Barnette points to the Yahoo tool, Network Distribution, which MediaPost reported on last week. It should make a difference for sophisticated advertisers. "The traffic they get from Yahoo.com is more valuable than traffic distributed on network partners," he says. "The ability to easily track and bid on Yahoo.com is valuable because [more sophisticated advertisers] can afford to spend more money on valuable clicks."

Understanding the click path helps marketers maximize investments in paid and organic search. Barnette notes there are CPA-based visual ads within Google's normal paid search listings beginning to attract attention. Google is finding a way to monetize the clicks, as well as what's in organic search results.

Barnette says advertisers are more upbeat and providing longer outlooks for campaigns.
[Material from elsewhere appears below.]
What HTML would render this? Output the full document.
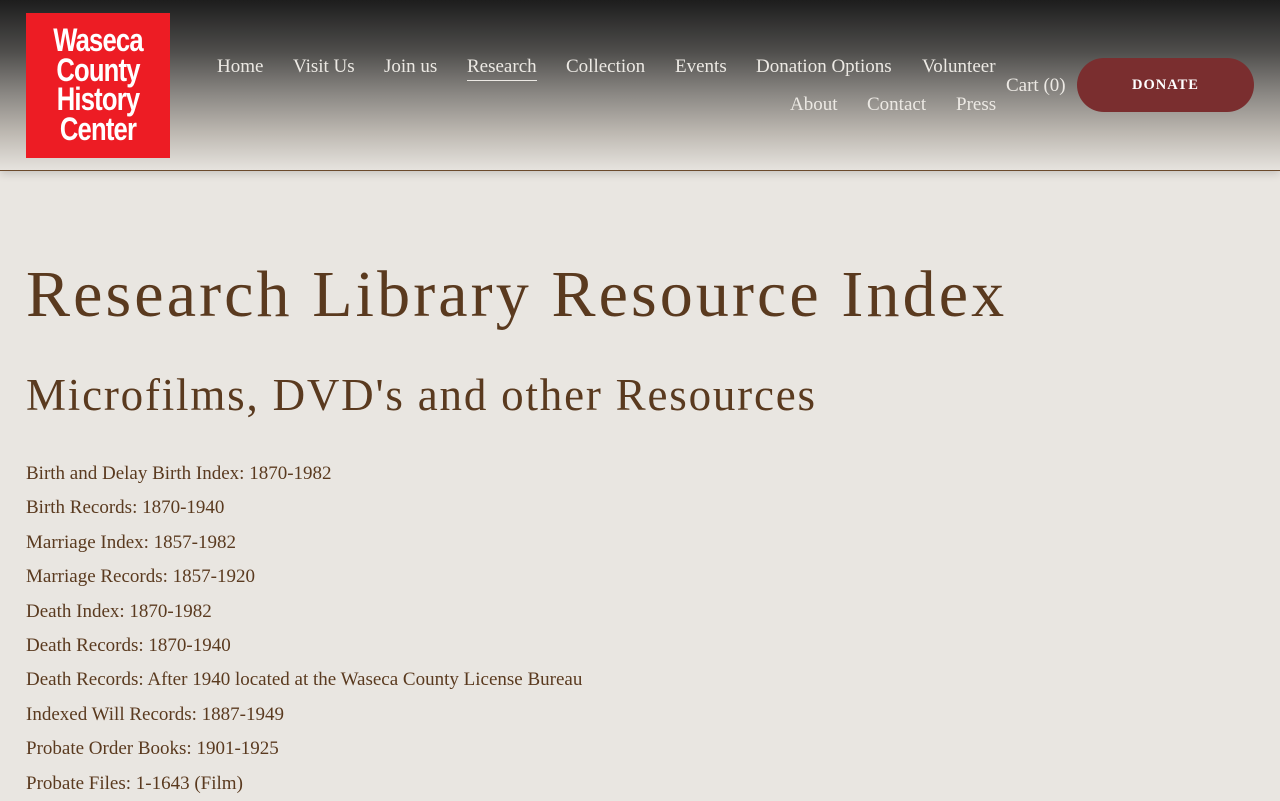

He expects the first quarter to come in down-to-slightly flat, sequentially, which remains typical.

Based on recent trends, Barnette expects travel marketers to make more investments in paid search during the first quarter 2010. Investments in local paid search are increasing, too, but the investment isn't appropriate for all, he says.

And where does mobile come in? "Marketers in the U.S. will test mobile in 2010, but [they're] about a year away from any substantial media spend," he says. "Mobile is big in Japan, but that has to do with the advanced capabilities on smartphone. User behavior in Japan is more advanced, but over time in the next few years, mobile in China and the United States will grow."